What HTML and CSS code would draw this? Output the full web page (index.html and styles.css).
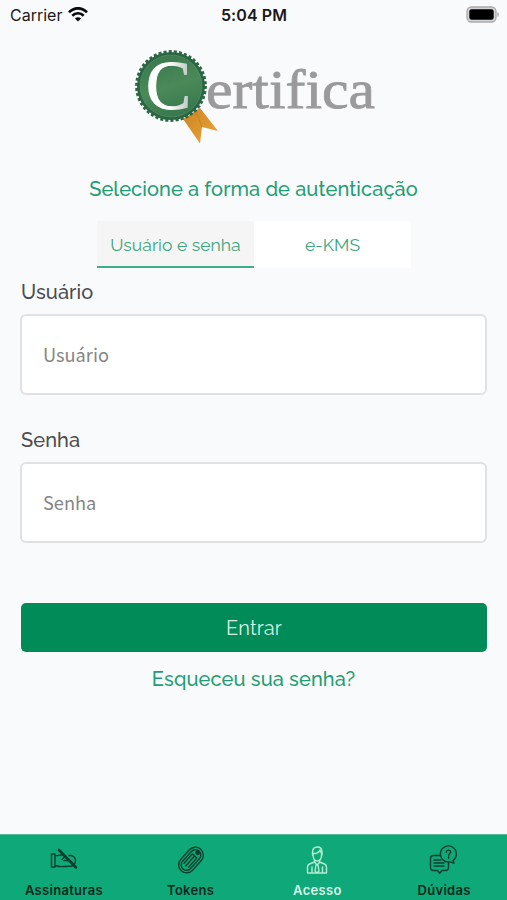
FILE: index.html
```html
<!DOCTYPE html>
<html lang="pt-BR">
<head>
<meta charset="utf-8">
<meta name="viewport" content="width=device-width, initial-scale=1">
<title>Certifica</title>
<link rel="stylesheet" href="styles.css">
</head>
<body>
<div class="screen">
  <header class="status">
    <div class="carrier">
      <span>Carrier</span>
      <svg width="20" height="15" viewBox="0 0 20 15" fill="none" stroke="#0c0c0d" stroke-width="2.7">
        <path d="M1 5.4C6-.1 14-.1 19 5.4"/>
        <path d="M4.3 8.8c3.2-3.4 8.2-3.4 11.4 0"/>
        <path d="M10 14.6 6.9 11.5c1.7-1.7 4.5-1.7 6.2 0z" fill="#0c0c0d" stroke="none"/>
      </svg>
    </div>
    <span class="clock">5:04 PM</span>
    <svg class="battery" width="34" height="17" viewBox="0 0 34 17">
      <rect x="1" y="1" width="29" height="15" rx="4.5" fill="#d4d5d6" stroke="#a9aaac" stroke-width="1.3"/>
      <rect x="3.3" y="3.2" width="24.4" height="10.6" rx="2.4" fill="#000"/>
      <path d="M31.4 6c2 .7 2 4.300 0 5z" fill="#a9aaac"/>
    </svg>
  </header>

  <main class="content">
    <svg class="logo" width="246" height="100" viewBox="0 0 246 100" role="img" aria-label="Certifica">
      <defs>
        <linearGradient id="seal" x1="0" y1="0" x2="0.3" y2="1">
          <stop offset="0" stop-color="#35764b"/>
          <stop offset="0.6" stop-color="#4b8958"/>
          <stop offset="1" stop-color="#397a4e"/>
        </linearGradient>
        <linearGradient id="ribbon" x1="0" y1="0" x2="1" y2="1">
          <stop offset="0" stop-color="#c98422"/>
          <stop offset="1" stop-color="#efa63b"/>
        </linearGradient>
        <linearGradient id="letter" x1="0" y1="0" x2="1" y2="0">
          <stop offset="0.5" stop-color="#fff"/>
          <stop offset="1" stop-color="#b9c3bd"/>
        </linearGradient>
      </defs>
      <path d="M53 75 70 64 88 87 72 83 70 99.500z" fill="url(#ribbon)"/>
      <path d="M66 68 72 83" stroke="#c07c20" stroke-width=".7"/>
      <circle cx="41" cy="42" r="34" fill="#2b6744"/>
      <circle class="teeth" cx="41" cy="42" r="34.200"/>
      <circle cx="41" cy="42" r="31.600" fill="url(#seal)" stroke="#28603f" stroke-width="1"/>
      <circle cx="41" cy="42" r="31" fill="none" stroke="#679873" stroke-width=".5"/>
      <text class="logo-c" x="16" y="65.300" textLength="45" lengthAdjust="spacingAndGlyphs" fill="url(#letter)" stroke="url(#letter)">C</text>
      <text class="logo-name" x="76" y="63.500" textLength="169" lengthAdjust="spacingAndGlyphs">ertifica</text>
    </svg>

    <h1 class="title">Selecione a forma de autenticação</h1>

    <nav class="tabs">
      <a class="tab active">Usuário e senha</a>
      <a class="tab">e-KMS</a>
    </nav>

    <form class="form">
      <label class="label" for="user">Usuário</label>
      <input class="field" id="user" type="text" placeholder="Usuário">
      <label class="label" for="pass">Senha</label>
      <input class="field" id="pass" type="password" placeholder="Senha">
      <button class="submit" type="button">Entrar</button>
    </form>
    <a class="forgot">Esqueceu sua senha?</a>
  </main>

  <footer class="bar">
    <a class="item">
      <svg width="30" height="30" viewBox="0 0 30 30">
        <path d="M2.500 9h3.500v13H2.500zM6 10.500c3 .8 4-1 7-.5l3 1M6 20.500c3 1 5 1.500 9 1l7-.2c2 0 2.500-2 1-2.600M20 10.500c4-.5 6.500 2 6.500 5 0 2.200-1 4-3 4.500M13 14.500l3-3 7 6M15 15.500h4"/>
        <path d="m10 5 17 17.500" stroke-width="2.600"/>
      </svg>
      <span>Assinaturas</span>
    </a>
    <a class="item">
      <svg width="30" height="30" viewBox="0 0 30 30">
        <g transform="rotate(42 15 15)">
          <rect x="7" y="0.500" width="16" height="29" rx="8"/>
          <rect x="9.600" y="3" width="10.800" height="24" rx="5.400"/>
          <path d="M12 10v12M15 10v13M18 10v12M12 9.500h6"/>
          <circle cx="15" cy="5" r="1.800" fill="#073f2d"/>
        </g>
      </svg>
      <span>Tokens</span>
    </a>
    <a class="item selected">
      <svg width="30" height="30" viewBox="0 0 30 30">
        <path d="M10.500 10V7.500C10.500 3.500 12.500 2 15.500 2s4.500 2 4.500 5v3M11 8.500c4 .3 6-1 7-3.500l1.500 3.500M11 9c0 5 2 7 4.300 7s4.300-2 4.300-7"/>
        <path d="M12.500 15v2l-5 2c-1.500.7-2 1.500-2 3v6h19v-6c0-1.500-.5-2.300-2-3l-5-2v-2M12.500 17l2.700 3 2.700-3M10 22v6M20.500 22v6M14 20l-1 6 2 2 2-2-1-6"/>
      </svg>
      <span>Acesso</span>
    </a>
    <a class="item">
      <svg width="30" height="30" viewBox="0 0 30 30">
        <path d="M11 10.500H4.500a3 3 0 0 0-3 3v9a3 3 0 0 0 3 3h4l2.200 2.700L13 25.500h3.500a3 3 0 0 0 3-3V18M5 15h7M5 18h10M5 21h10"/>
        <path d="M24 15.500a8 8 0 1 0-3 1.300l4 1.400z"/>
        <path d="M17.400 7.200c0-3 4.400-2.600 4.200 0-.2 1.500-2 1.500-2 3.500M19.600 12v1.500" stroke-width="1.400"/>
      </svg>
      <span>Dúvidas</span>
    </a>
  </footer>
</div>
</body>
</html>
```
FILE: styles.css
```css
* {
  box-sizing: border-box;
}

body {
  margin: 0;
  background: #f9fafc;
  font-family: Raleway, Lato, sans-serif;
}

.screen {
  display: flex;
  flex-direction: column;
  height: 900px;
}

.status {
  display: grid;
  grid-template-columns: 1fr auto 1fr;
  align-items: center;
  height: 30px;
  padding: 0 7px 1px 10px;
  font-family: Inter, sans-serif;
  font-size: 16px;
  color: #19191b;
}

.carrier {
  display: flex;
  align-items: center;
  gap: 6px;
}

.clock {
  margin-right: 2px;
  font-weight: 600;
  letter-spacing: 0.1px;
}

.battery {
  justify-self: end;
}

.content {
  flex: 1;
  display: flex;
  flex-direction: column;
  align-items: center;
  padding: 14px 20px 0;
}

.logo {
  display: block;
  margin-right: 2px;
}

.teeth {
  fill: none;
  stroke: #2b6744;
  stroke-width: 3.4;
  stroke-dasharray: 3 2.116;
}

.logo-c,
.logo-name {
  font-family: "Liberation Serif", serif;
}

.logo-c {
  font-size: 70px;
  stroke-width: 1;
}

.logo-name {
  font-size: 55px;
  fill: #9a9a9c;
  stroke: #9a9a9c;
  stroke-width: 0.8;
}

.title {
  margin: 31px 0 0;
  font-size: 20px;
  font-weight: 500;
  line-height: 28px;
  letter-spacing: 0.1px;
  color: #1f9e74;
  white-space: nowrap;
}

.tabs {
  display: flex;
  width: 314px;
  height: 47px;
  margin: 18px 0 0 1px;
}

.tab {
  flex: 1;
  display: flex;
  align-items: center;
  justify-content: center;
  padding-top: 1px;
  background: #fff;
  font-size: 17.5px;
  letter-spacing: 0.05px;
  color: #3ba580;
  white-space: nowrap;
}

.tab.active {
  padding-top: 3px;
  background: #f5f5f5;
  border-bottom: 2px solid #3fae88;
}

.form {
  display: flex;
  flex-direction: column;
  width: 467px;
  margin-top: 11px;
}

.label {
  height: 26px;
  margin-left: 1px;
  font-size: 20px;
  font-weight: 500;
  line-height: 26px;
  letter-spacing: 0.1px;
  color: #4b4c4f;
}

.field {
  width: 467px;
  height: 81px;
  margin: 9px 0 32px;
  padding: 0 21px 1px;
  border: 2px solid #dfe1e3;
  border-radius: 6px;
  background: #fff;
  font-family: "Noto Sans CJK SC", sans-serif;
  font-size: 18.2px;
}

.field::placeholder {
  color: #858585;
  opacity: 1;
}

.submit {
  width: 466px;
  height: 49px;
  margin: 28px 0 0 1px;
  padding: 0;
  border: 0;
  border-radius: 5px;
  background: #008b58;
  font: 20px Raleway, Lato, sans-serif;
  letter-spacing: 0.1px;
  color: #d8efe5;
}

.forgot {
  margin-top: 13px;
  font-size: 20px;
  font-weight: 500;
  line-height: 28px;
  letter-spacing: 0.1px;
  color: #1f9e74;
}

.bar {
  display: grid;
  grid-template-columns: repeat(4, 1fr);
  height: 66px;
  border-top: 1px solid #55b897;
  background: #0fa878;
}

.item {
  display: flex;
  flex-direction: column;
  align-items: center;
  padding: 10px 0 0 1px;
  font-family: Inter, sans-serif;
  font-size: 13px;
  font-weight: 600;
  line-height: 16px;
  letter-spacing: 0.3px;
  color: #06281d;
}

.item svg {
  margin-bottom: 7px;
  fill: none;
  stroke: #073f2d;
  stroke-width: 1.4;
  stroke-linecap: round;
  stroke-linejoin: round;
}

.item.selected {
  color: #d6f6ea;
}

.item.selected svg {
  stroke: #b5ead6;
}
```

────────

Exercise description
Find the lines that include the string "styles", then copy each of them.

Complete answer
What HTML and CSS code would draw this? Output the full web page (index.html and styles.css).
<link rel="stylesheet" href="styles.css">
FILE: styles.css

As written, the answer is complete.